This Sgian Dubh was custom made for Cameron’s birthday.
We carved his handle from 4200 year old Culloden Bog Oak and inlaid it with a Sterling Silver insert, which we cut and engraved with his clan crest.
A pommel stone was cut from Angus Black Marble by our friend Nat at Scottish Gemstones.
The leather sheath is embossed with the stag from the clan crest. We crafted the blade from Damasteel (Swedish Stainless Steel Damascus).
Cameron kindly wrote a review of his Sgian Dubh:
“For anyone wondering if they are after a custom sgian dubh or if they are worth the price I hope this post will help them decide if it is right for them, but if so I highly recommend Rainnea with Rab and Co`s work.
I first contacted Rab over a year before the blade was finished and this was due to me wanting to have all the funds for the sgian dubh ready before he even started working on the blade. From this I can say that Rab and his team are incredibly patient when it comes to customers requests, even when I was wanting to see different parts on the handle, and when I had more questions about specific options for the blade. Once I had everything sorted for my specification, the construction of the knife didn’t actually take too long, about 4, maybe at a push 5, months for anyone on a time limit, and the quality of the piece is amazing. For anyone wondering about the cost, my design wasn’t too expensive but also wasn’t the cheapest they can go with the total being under £700.
For anyone worried that the blade may slip out of a leather sheath, for my blade at least, I can say it won’t happen without someone pulling on the knife. I also have my clan crest and name embossed into the leather sheath and I have to say it’s amazingly done with all the lines being clearly visible but not so deep that I might be worried about the leather warping/cracking in the future. The leather they used is quite stiff/rigid so keep that in mind if you were wanting something as soft as the leather typically found in jackets and wallets but the leather used is smooth and quite comfortable in a sock.
I opted for my blade to be sharpened and I can say I am very pleased with the result, however for anyone wanting it to be razor sharp I’d say to mention it in your request. My blade is sharp enough that I wouldn’t want to run my finger down it but not so sharp that I’d be afraid to even have the thing in my sock. My blade material is a stainless steel Damascus and the pattern choice available for this material was impressively varied however don’t expect a limitless supply, the material is still difficult to make. The forge work is very well done, along with the etching to show off the pattern. I can run my nail down the blade and feel the different material lines but they aren’t worryingly deep, just enough to feel the pattern and the blade doesn’t feel flimsy by any mean.
My handle is a bog oak, which they do have the age and location data if you’d be after that type of information on your sgian dubh, with my clan crest inlaid in silver into the handle and I chose to have no pins.

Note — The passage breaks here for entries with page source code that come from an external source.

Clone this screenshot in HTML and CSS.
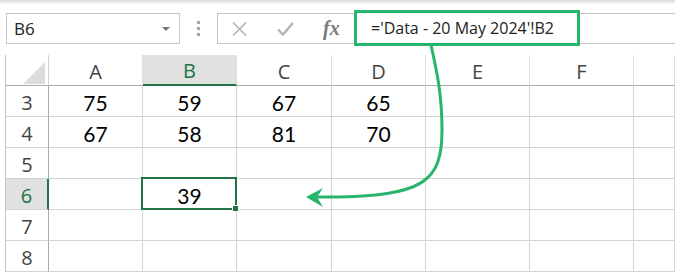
FILE: index.html
```html
<!DOCTYPE html>
<html>
<head lang="en">
    <meta charset="UTF-8">
    <title>Sheet reference</title>
    <link rel="stylesheet" href="styles.css">
</head>
<body>
<div class="topband"></div>

<!-- name box + formula bar -->
<div class="toolbar">
    <div class="namebox">
        <span>B6</span>
        <i class="caret"></i>
    </div>
    <div class="grip"><i></i><i></i><i></i></div>
    <div class="fxbar">
        <div class="fxbtns">
            <svg class="ico" width="17" height="14" viewBox="0 0 17 14">
                <path d="M2 0.5 L15 13.5 M15 0.5 L2 13.5" stroke="#b4b4b4" stroke-width="1.6" fill="none"/>
            </svg>
            <svg class="ico" width="17" height="14" viewBox="0 0 17 14">
                <path d="M1 7.5 L6 12.5 L16 1" stroke="#b4b4b4" stroke-width="2.4" fill="none"/>
            </svg>
            <span class="fx">fx</span>
        </div>
        <div class="formula">='Data - 20 May 2024'!B2</div>
    </div>
</div>

<!-- grid -->
<div class="sheet">
    <div class="corner"><i></i></div>
    <div class="colhead">A</div>
    <div class="colhead sel">B</div>
    <div class="colhead">C</div>
    <div class="colhead">D</div>
    <div class="colhead">E</div>
    <div class="colhead">F</div>
    <div class="colhead"></div>

    <div class="rowhead">3</div>
    <div class="cell">75</div><div class="cell">59</div><div class="cell">67</div><div class="cell">65</div>
    <div class="cell"></div><div class="cell"></div><div class="cell"></div>

    <div class="rowhead">4</div>
    <div class="cell">67</div><div class="cell">58</div><div class="cell">81</div><div class="cell">70</div>
    <div class="cell"></div><div class="cell"></div><div class="cell"></div>

    <div class="rowhead">5</div>
    <div class="cell"></div><div class="cell"></div><div class="cell"></div><div class="cell"></div>
    <div class="cell"></div><div class="cell"></div><div class="cell"></div>

    <div class="rowhead sel">6</div>
    <div class="cell"></div><div class="cell active">39</div><div class="cell"></div><div class="cell"></div>
    <div class="cell"></div><div class="cell"></div><div class="cell"></div>

    <div class="rowhead">7</div>
    <div class="cell"></div><div class="cell"></div><div class="cell"></div><div class="cell"></div>
    <div class="cell"></div><div class="cell"></div><div class="cell"></div>

    <div class="rowhead">8</div>
    <div class="cell"></div><div class="cell"></div><div class="cell"></div><div class="cell"></div>
    <div class="cell"></div><div class="cell"></div><div class="cell"></div>
</div>

<!-- annotation arrow -->
<svg class="arrow" width="675" height="273" viewBox="0 0 675 273">
    <path d="M431 45 C437 72 442 95 442 130 C442 182 424 196 330 197 L314 197" stroke="#26b56b" stroke-width="3" fill="none"/>
    <polygon points="306,197 323,188 317,197 323,207" fill="#26b56b"/>
</svg>
</body>
</html>
```

FILE: styles.css
```css
html, body{
    margin: 0;
    padding: 0;
    background: #fff;
    width: 675px;
    height: 273px;
    overflow: hidden;
    font-family: "Open Sans", "Noto Sans", sans-serif;
}

.topband{
    height: 5px;
    background: linear-gradient(#d9d9d9, #fff);
}

/* toolbar */
.toolbar{
    display: flex;
    align-items: center;
    height: 31px;
    margin-top: 8px;
}

.namebox{
    width: 174px;
    height: 31px;
    margin-left: 6px;
    box-sizing: border-box;
    border: 1px solid #c6c6c6;
    display: flex;
    align-items: center;
    padding: 0 7px;
    font-size: 17px;
    color: #222;
}

.namebox span{
    flex: 1;
}

.caret{
    width: 0;
    height: 0;
    border-left: 4px solid transparent;
    border-right: 4px solid transparent;
    border-top: 4px solid #777;
    margin-right: 2px;
}

.grip{
    width: 37px;
    display: flex;
    flex-direction: column;
    align-items: center;
    gap: 3px;
}

.grip i{
    width: 3px;
    height: 3px;
    background: #a6a6a6;
}

.fxbar{
    flex: 1;
    height: 31px;
    box-sizing: border-box;
    border: 1px solid #c6c6c6;
    border-right: none;
    display: flex;
}

.fxbtns{
    width: 136px;
    display: flex;
    align-items: center;
    padding-left: 13px;
    gap: 29px;
    box-sizing: border-box;
}

.fx{
    font-family: "Liberation Serif", serif;
    font-style: italic;
    font-weight: bold;
    font-size: 20px;
    color: #7a7a7a;
    margin-left: 0;
}

.formula{
    width: 226px;
    height: 36px;
    margin-top: -4px;
    box-sizing: border-box;
    border: 3px solid #26b56b;
    padding-left: 14px;
    display: flex;
    align-items: center;
    font-size: 16px;
    color: #222;
    background: #fff;
}

/* sheet grid */
.sheet{
    display: grid;
    grid-template-columns: 43px 94px 94px 95px 94px 104px 104px 1fr;
    grid-auto-rows: 31px;
    margin: 11px 0 0 5px;
    border-left: 1px solid #c4c4c4;
}

.sheet > div{
    box-sizing: border-box;
    border-right: 1px solid #d4d4d4;
    border-bottom: 1px solid #d4d4d4;
    display: flex;
    align-items: center;
    justify-content: center;
}

.corner{
    position: relative;
    border-bottom-color: #ababab !important;
    border-right-color: #d4d4d4 !important;
}

.corner i{
    width: 0;
    height: 0;
    border-left: 22px solid transparent;
    border-bottom: 22px solid #dcdcdc;
    margin: 5px 0 0 14px;
}

.colhead{
    font-size: 20px;
    color: #444;
    border-right-color: #dedede !important;
    border-bottom-color: #ababab !important;
    padding-top: 2px;
}

.colhead.sel{
    background: #e1e1e1;
    color: #217346;
    border-bottom: 2px solid #217346 !important;
}

.rowhead{
    font-size: 20px;
    color: #444;
    border-right-color: #ababab !important;
    padding-top: 2px;
}

.rowhead.sel{
    background: #e1e1e1;
    color: #217346;
    border-right: 2px solid #217346 !important;
}

.cell{
    font-family: "Lato", "Open Sans", sans-serif;
    font-size: 21px;
    color: #000;
    padding-top: 3px;
    position: relative;
}

.cell.active::after{
    content: "";
    position: absolute;
    left: -2px;
    top: -2px;
    right: -1px;
    bottom: -1px;
    border: 2px solid #217346;
}

.cell.active::before{
    content: "";
    position: absolute;
    right: -3px;
    bottom: -3px;
    width: 5px;
    height: 5px;
    background: #217346;
    border: 1px solid #fff;
    z-index: 1;
}

.arrow{
    position: absolute;
    left: 0;
    top: 0;
    pointer-events: none;
}
```
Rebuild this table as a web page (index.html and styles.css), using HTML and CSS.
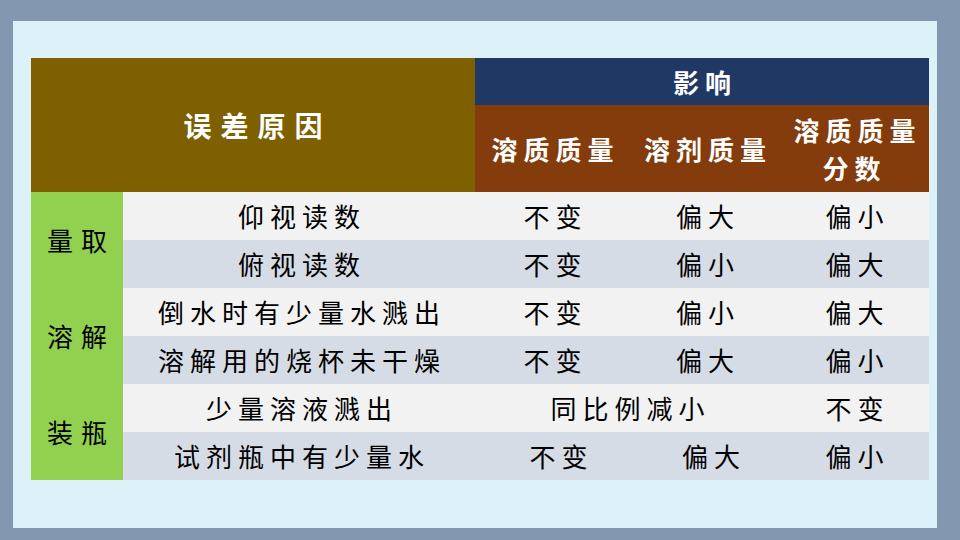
FILE: index.html
```html
<!DOCTYPE html>
<html lang="zh">
<head>
<meta charset="utf-8">
<link rel="stylesheet" href="styles.css">
</head>
<body>
<div class="panel">
  <table class="grid">
    <colgroup>
      <col class="c-group">
      <col class="c-cause">
      <col class="c-v1">
      <col class="c-v2">
      <col class="c-v3">
    </colgroup>
    <thead>
      <tr class="h1">
        <th class="cause-head" colspan="2" rowspan="2">误差原因</th>
        <th class="effect-head" colspan="3">影响</th>
      </tr>
      <tr class="h2">
        <th class="sub">溶质质量</th>
        <th class="sub">溶剂质量</th>
        <th class="sub">溶质质量<br>分数</th>
      </tr>
    </thead>
    <tbody>
      <tr class="light">
        <td class="group" rowspan="2">量取</td>
        <td>仰视读数</td><td>不变</td><td>偏大</td><td>偏小</td>
      </tr>
      <tr class="dark">
        <td>俯视读数</td><td>不变</td><td>偏小</td><td>偏大</td>
      </tr>
      <tr class="light">
        <td class="group" rowspan="2">溶解</td>
        <td>倒水时有少量水溅出</td><td>不变</td><td>偏小</td><td>偏大</td>
      </tr>
      <tr class="dark">
        <td>溶解用的烧杯未干燥</td><td>不变</td><td>偏大</td><td>偏小</td>
      </tr>
      <tr class="light">
        <td class="group" rowspan="2">装瓶</td>
        <td>少量溶液溅出</td><td colspan="2">同比例减小</td><td>不变</td>
      </tr>
      <tr class="dark">
        <td>试剂瓶中有少量水</td><td class="shift">不变</td><td class="shift">偏大</td><td>偏小</td>
      </tr>
    </tbody>
  </table>
</div>
</body>
</html>
```
FILE: styles.css
```css
html, body {
  margin: 0;
  padding: 0;
}
body {
  width: 960px;
  height: 540px;
  background: #8497b0;
  overflow: hidden;
  font-family: "Noto Sans CJK SC", "Noto Sans", sans-serif;
}
.panel {
  margin: 21px 0 0 13px;
  width: 924px;
  height: 507px;
  background: #ddf2f8;
  padding: 37px 0 0 18px;
  box-sizing: border-box;
}
.grid {
  border-collapse: collapse;
  table-layout: fixed;
  width: 898px;
}
.c-group { width: 92px; }
.c-cause { width: 352px; }
.c-v1 { width: 155px; }
.c-v2 { width: 150px; }
.c-v3 { width: 149px; }
.grid th, .grid td {
  padding: 0;
  text-align: center;
  vertical-align: middle;
}
.h1 { height: 47px; }
.h2 { height: 87px; }
.cause-head {
  background: #7f6000;
  color: #fff;
  font-size: 28px;
  font-weight: 700;
  letter-spacing: 9px;
  text-indent: 9px;
}
.effect-head {
  background: #203864;
  color: #fff;
  font-size: 26px;
  font-weight: 700;
  letter-spacing: 6px;
  text-indent: 6px;
}
.sub {
  background: #843c0c;
  color: #fff;
  font-size: 26px;
  font-weight: 700;
  letter-spacing: 6px;
  text-indent: 6px;
  line-height: 38px;
}
tbody tr { height: 48px; }
tbody td {
  font-size: 26px;
  color: #000;
  letter-spacing: 6px;
  text-indent: 6px;
  line-height: 30px;
}
.light td { background: #f2f2f2; }
.dark td { background: #d6dce5; }
.grid td.group {
  background: #92d050;
  letter-spacing: 8px;
  text-indent: 8px;
}
.grid td.shift { text-indent: 18px; }
```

The inlaid silver work is very impressive with the finish on the silver being almost like a mirror, to the point that in some photos the silver looks a bit photoshopped. The edges on the silver are very well done with none feeling like they could cut you or that make the blade uncomfortable to hold properly. My ferrules are also silver and the engraving work on the ferrule at the blade is very impressive. The detail work again is incredibly smooth, like everything on the sgian dubh to be honest, and very defined with nothing feeling like a half-assed attempt.
The stone in the pommel is very well finished too for what I was after, with the surface being completely smooth like a fireplace with the little flecks of colour popping in the sunlight. However, if you are wanting a stone that is perfectly flush with the pommel ferrule I`d say to ask for it specifically but if you do maybe expect an increase to the cost and build time as the task of fitting the stone does have the possibility of damaging the stone or whatever design you choose for the ferrule. My stone however looks perfect unless you deliberately look at the join between the stone and the ferrule, that is when you see that it isn’t a perfectly smooth and flush curve into the ferrule all the way round the stone. There are a few spots on mine where there is a flat dip but this with the grinding/polishing chamfer round the ferrule just shows that these sgian dubhs are made by hand so every one is unique, even if they have the same design.
Finally, the packaging that the blade came in is amazing. It was well protected and recyclable with the blade itself being inside a little black cardboard box with a tartan bow wrapped round it to keep it closed. This box also has the specification for the design inside it, with the material list and age and location data where appropriate. It also has a small paragraph explaining the history behind the sgian dubh name and information on how to maintain the knife over its lifetime.”